I would like more information.

Do you get an IP from a DHCP server (like your ISP) and you want to monitor that connection and interface?

Or Perhaps you are running your own DHCP server and you want to know when your DHCP server is handing out leases?


----------



## Phishfry (Dec 16, 2021)

There is a file based approach you could use for a client to monitor DHCP lease assignment.

You could have security/tripwire monitor your lease file.
For example whenever /var/db/dhclient.leases.em0 is wrote to tripwire would trigger a report.
You would setup tripwire to run via cron and run an integrity test. It would flag the change to lease file.

Note: em0 is my interface name for dhclient leases. Please substitute your interface name.


----------



## Phishfry (Dec 16, 2021)

I am sure there are easier ways of monitoring a single lease file and check interface status with a scheduled ping.

So yes FreeBSD can monitor itself. Have you tried a basic script?


----------



## Phishfry (Dec 16, 2021)

Many times when I need to monitor something I use FreeBSD resources to accomplish that.
For example look at /etc/periodic/daily/420.status-network
You can scrape parts of that for the beginning of a new script.

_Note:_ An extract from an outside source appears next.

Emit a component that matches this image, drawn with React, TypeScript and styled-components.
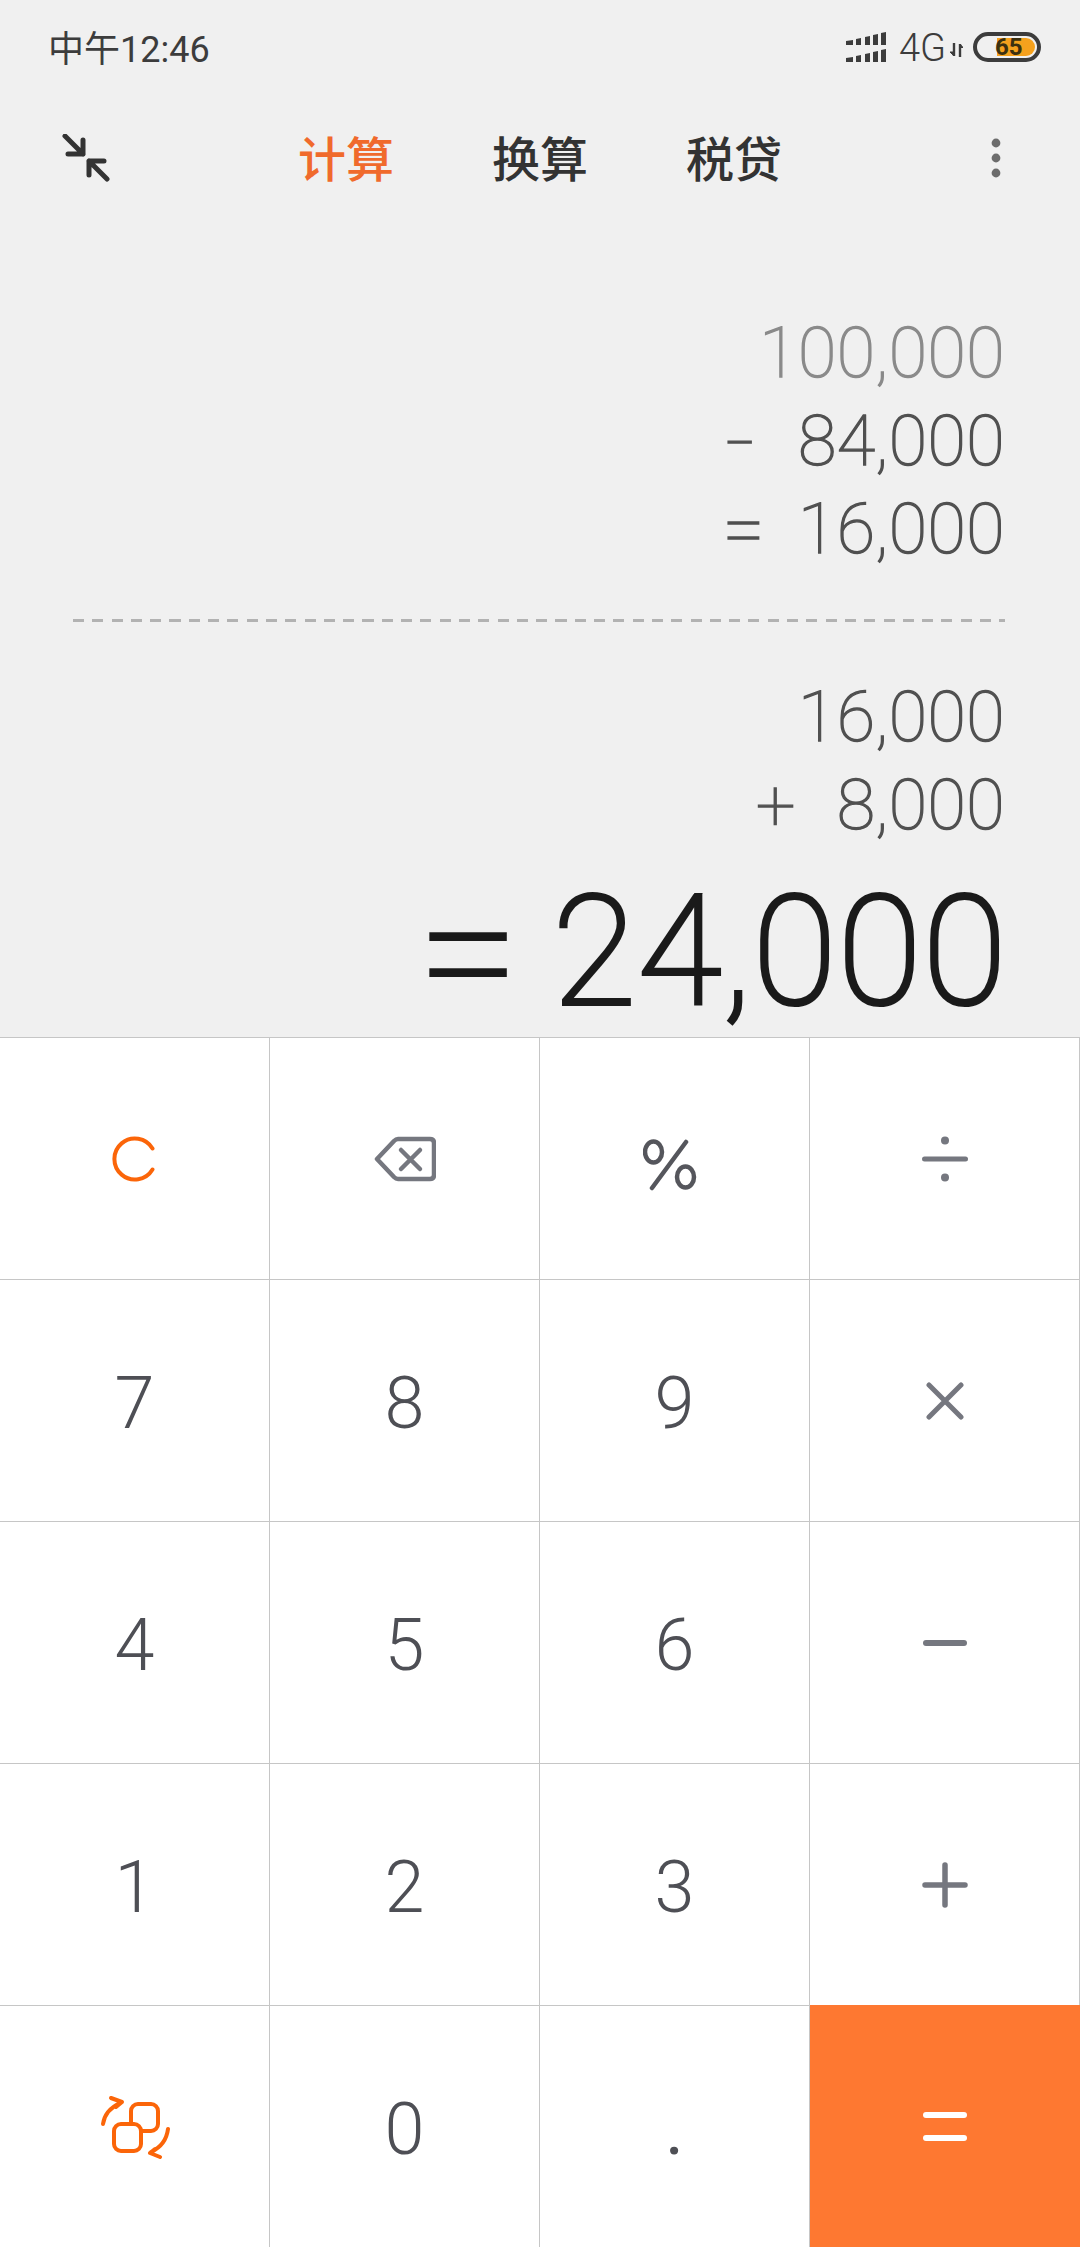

						Ping or whatever script to reconnect a server when it loses connectivity
					

Hi i need help from you guys, im looking for a simple ping or whatever script to keep a server reconnected to a network when it loses leases (when using dhcp) or can not keep connected to the default route. Any ideas? i can not find anything useful on google x(




					forums.freebsd.org


----------



## kev (Dec 16, 2021)

SirDice said:


> You could use some clever devd.conf(5) rules to detect LINK_UP and LINK_DOWN. And use a dhclient-script(8) hook to detect DHCP changes.


I believe that this suggestion will work for me. I will attempted to implement. I'll be sure to drop back to this forum if I have another question.




Phishfry said:


> I would like more information.
> 
> Do you get an IP from a DHCP server (like your ISP) and you want to monitor that connection and interface?
> 
> Or Perhaps you are running your own DHCP server and you want to know when your DHCP server is handing out leases?


I am receiving IPs from a DHCP server. 



Phishfry said:


> There is a file based approach you could use for a client to monitor DHCP lease assignment.
> 
> You could have security/tripwire monitor your lease file.
> For example whenever /var/db/dhclient.leases.em0 is wrote to tripwire would trigger a report.
> ...


My aim was to achieve this natively within FreeBSD without installing any additional packages.



Phishfry said:


> Many times when I need to monitor something I use FreeBSD resources to accomplish that.
> For example look at /etc/periodic/daily/420.status-network
> You can scrape parts of that for the beginning of a new script.
> 
> ...


Perhaps this suggestion may work for me as well. Again, if I have anymore questions I'll be sure to ask.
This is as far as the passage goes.